At any rate, you will see erratic blogging the rest of this week. I ask your indulgence.
Very interesting Cool Tool today, especially for people who have to work in noisy environments: sound-canceling headphones to which you can attach your iPhone, MP3 player, radio, or what not. AND: they’re $22.
Over at Wicked_Edge a fellow shaver mentioned a problem lathering Proraso shaving cream with the Van Der Hagen Luxury Shaving Set brush, shown above with the little rack that comes with the set, so I decided to replicate the shave in solidarity.

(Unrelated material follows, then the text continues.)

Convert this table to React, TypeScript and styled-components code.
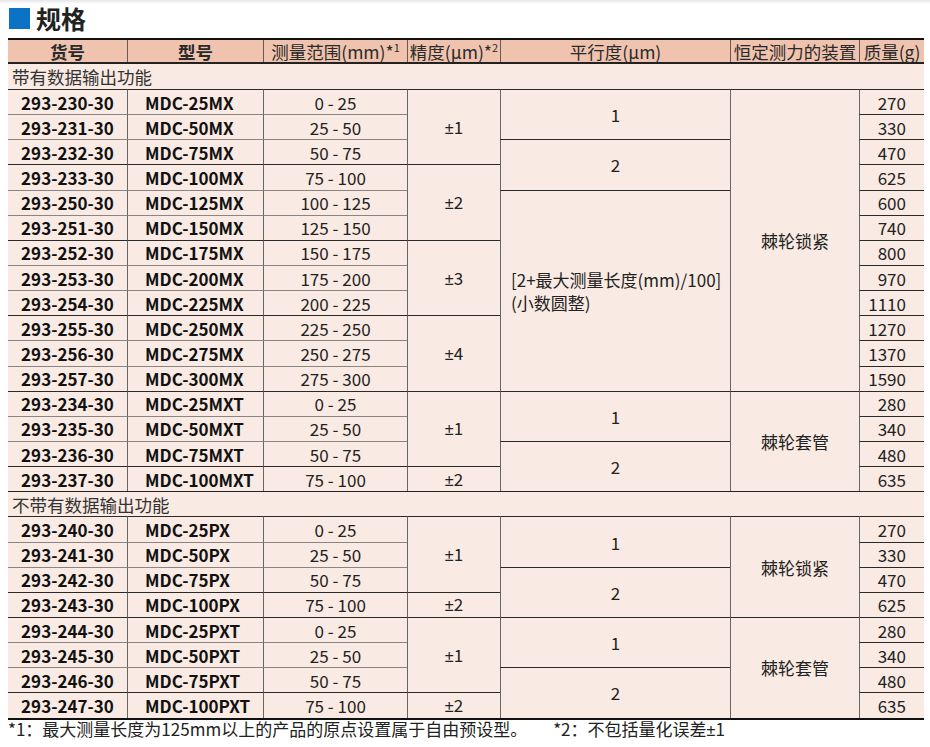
import React from "react";
import styled, { createGlobalStyle } from "styled-components";

const GlobalStyle = createGlobalStyle`
  html, body {
    margin: 0;
    padding: 0;
    background: #ffffff;
  }
  body {
    font-family: "Noto Sans CJK SC", "Noto Sans", sans-serif;
    color: #1c1c1c;
  }
`;

const Page = styled.div`
  width: 930px;
  padding: 0 0 0 8px;
  box-sizing: border-box;
`;

const TopShade = styled.div`
  height: 4px;
  margin-left: -8px;
  background: linear-gradient(#e6e6e6, #ffffff);
`;

const Title = styled.h2`
  display: flex;
  align-items: center;
  gap: 6px;
  height: 28px;
  margin: 0 0 6px 1px;
  font-size: 25px;
  font-weight: 700;
  color: #222;
  line-height: 28px;
`;

const Square = styled.span`
  display: inline-block;
  width: 21px;
  height: 21px;
  background: #0b72c5;
`;

const Table = styled.table`
  width: 916px;
  table-layout: fixed;
  border-collapse: separate;
  border-spacing: 0;
  border-top: 2px solid #111;
  border-bottom: 2px solid #111;
  font-size: 17px;
  line-height: 21px;
  background: #f9eae3;
`;

const HeadRow = styled.tr`
  height: 22px;
  background: #efc3ae;
`;

const Th = styled.th<{ $bold?: boolean; $first?: boolean }>`
  padding: 0;
  font-size: 17.5px;
  font-weight: ${(p) => (p.$bold ? 700 : 400)};
  color: #2a2a2a;
  text-align: center;
  white-space: nowrap;
  border-left: ${(p) => (p.$first ? "none" : "1px solid #6a5852")};
  sup {
    font-size: 11px;
    vertical-align: 7px;
    line-height: 0;
  }
`;

const SectionRow = styled.tr<{ $afterHead?: boolean }>`
  height: ${(p) => (p.$afterHead ? "27px" : "25.15px")};
`;

const SectionCell = styled.td<{ $afterHead?: boolean }>`
  padding: 0 0 0 4px;
  font-size: 17.5px;
  text-align: left;
  color: #333;
  border-top: ${(p) => (p.$afterHead ? "2px solid #222" : "1px solid #222")};
`;

const Row = styled.tr`
  height: 25.15px;
`;

const Td = styled.td<{
  $align?: "left" | "center" | "right";
  $bold?: boolean;
  $first?: boolean;
  $soft?: boolean;
  $pad?: string;
}>`
  padding: ${(p) => p.$pad || "0"};
  text-align: ${(p) => p.$align || "center"};
  font-weight: ${(p) => (p.$bold ? 700 : 400)};
  vertical-align: middle;
  white-space: nowrap;
  color: ${(p) => (p.$bold ? "#111" : "#222")};
  border-top: 1px solid ${(p) => (p.$soft ? "#8a8482" : "#2a2a2a")};
  border-left: ${(p) => (p.$first ? "none" : "1px solid #666")};
`;

const PlusMinus = styled.span`
  font-family: "Liberation Sans", "Noto Sans", sans-serif;
  font-size: 0.95em;
`;

const Formula = styled.div`
  text-align: left;
  line-height: 23px;
  white-space: nowrap;
`;

const Footnote = styled.p`
  margin: 0;
  font-size: 17px;
  line-height: 18px;
  color: #222;
  white-space: nowrap;
`;

const NoteGap = styled.span`
  display: inline-block;
  width: 26px;
`;

type Span = { text: React.ReactNode; span: number };
type DataRow = {
  code: string;
  model: string;
  range: string;
  acc?: Span;
  par?: Span;
  dev?: Span;
  mass: string;
  groupStart?: boolean;
};

const pm = (n: string) => (
  <>
    <PlusMinus>±</PlusMinus>
    {n}
  </>
);

const formula = (
  <Formula>
    [2+最大测量长度(mm)/100]
    <br />
    (小数圆整)
  </Formula>
);

const withData: DataRow[] = [
  { code: "293-230-30", model: "MDC-25MX", range: "0 - 25", acc: { text: pm("1"), span: 3 }, par: { text: "1", span: 2 }, dev: { text: "棘轮锁紧", span: 12 }, mass: "270", groupStart: true },
  { code: "293-231-30", model: "MDC-50MX", range: "25 - 50", mass: "330" },
  { code: "293-232-30", model: "MDC-75MX", range: "50 - 75", par: { text: "2", span: 2 }, mass: "470" },
  { code: "293-233-30", model: "MDC-100MX", range: "75 - 100", acc: { text: pm("2"), span: 3 }, mass: "625", groupStart: true },
  { code: "293-250-30", model: "MDC-125MX", range: "100 - 125", par: { text: formula, span: 8 }, mass: "600" },
  { code: "293-251-30", model: "MDC-150MX", range: "125 - 150", mass: "740" },
  { code: "293-252-30", model: "MDC-175MX", range: "150 - 175", acc: { text: pm("3"), span: 3 }, mass: "800", groupStart: true },
  { code: "293-253-30", model: "MDC-200MX", range: "175 - 200", mass: "970" },
  { code: "293-254-30", model: "MDC-225MX", range: "200 - 225", mass: "1110" },
  { code: "293-255-30", model: "MDC-250MX", range: "225 - 250", acc: { text: pm("4"), span: 3 }, mass: "1270", groupStart: true },
  { code: "293-256-30", model: "MDC-275MX", range: "250 - 275", mass: "1370" },
  { code: "293-257-30", model: "MDC-300MX", range: "275 - 300", mass: "1590" },
  { code: "293-234-30", model: "MDC-25MXT", range: "0 - 25", acc: { text: pm("1"), span: 3 }, par: { text: "1", span: 2 }, dev: { text: "棘轮套管", span: 4 }, mass: "280", groupStart: true },
  { code: "293-235-30", model: "MDC-50MXT", range: "25 - 50", mass: "340" },
  { code: "293-236-30", model: "MDC-75MXT", range: "50 - 75", par: { text: "2", span: 2 }, mass: "480" },
  { code: "293-237-30", model: "MDC-100MXT", range: "75 - 100", acc: { text: pm("2"), span: 1 }, mass: "635", groupStart: true },
];

const withoutData: DataRow[] = [
  { code: "293-240-30", model: "MDC-25PX", range: "0 - 25", acc: { text: pm("1"), span: 3 }, par: { text: "1", span: 2 }, dev: { text: "棘轮锁紧", span: 4 }, mass: "270", groupStart: true },
  { code: "293-241-30", model: "MDC-50PX", range: "25 - 50", mass: "330" },
  { code: "293-242-30", model: "MDC-75PX", range: "50 - 75", par: { text: "2", span: 2 }, mass: "470" },
  { code: "293-243-30", model: "MDC-100PX", range: "75 - 100", acc: { text: pm("2"), span: 1 }, mass: "625", groupStart: true },
  { code: "293-244-30", model: "MDC-25PXT", range: "0 - 25", acc: { text: pm("1"), span: 3 }, par: { text: "1", span: 2 }, dev: { text: "棘轮套管", span: 4 }, mass: "280", groupStart: true },
  { code: "293-245-30", model: "MDC-50PXT", range: "25 - 50", mass: "340" },
  { code: "293-246-30", model: "MDC-75PXT", range: "50 - 75", par: { text: "2", span: 2 }, mass: "480" },
  { code: "293-247-30", model: "MDC-100PXT", range: "75 - 100", acc: { text: pm("2"), span: 1 }, mass: "635", groupStart: true },
];

const renderRows = (rows: DataRow[]) =>
  rows.map((r) => {
    const soft = !r.groupStart;
    return (
      <Row key={r.code}>
        <Td $first $bold $soft={soft}>
          {r.code}
        </Td>
        <Td $bold $soft={soft} $align="left" $pad="0 0 0 17px">
          {r.model}
        </Td>
        <Td $soft={soft}>{r.range}</Td>
        {r.acc && <Td rowSpan={r.acc.span}>{r.acc.text}</Td>}
        {r.par && (
          <Td rowSpan={r.par.span} $pad={r.par.span > 2 ? "0 0 0 10px" : "0"}>
            {r.par.text}
          </Td>
        )}
        {r.dev && <Td rowSpan={r.dev.span}>{r.dev.text}</Td>}
        <Td $align="right" $pad="0 18px 0 0">
          {r.mass}
        </Td>
      </Row>
    );
  });

const App = () => {
  return (
    <Page>
      <GlobalStyle />
      <TopShade />
      <Title>
        <Square />
        规格
      </Title>
      <Table>
        <colgroup>
          <col style={{ width: 119 }} />
          <col style={{ width: 136 }} />
          <col style={{ width: 144 }} />
          <col style={{ width: 93 }} />
          <col style={{ width: 230 }} />
          <col style={{ width: 129 }} />
          <col style={{ width: 65 }} />
        </colgroup>
        <thead>
          <HeadRow>
            <Th $first $bold>货号</Th>
            <Th $bold>型号</Th>
            <Th>
              测量范围(mm)*<sup>1</sup>
            </Th>
            <Th>
              精度(μm)*<sup>2</sup>
            </Th>
            <Th>平行度(μm)</Th>
            <Th>恒定测力的装置</Th>
            <Th>质量(g)</Th>
          </HeadRow>
        </thead>
        <tbody>
          <SectionRow $afterHead>
            <SectionCell colSpan={7} $afterHead>
              带有数据输出功能
            </SectionCell>
          </SectionRow>
          {renderRows(withData)}
          <SectionRow>
            <SectionCell colSpan={7}>不带有数据输出功能</SectionCell>
          </SectionRow>
          {renderRows(withoutData)}
        </tbody>
      </Table>
      <Footnote>
        *1：最大测量长度为125mm以上的产品的原点设置属于自由预设型。
        <NoteGap />
        *2：不包括量化误差<PlusMinus>±</PlusMinus>1
      </Footnote>
    </Page>
  );
};

export default App;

I also decided to try the Proraso pre- and post-shave cream, and I used a tip offered by a WEdger: apply the cream and then use a hot towel over it. I did, with a certain Vicks VapoRub effect. I watched the clock for two minutes, but then I realized that if I did this regularly, it would be more fun to recite (to Megs or to myself) the Gettysburg Address (around 1 min 40 sec) or some narrative poem of appropriate length (say, Part 1 of The Highwayman, by Alfred Noyes (2 minutes), or My Last Duchess, by Robert Browning (3 minutes).
After the hot-towel treatment, I went to shower, leaving the residue of the Proraso cream on my beard. At the sink, I washed with MR GLO, partially rinsed with a splash, applied more of the pre-shave cream, and then squirted out a lump of the Proraso shaving cream about the size of an almond.
I rubbed the cream on my beard, then took the Van Der Hagen brush, wet it under the hot-water tap, and began brushing my beard. I brought up a good lather. The VDH brush has a rather loose knot, but it works, just not so efficiently as a better brush.
My new Mühle 106 with a Personna 74 blade did a very nice job, and all the prep made for an easy shave. Three passes, the alum block, a final rinse, dry, and I applied the Proraso cream now as a post-shave.
Good shave, but I’m still not sold on the pre- and post-shave cream.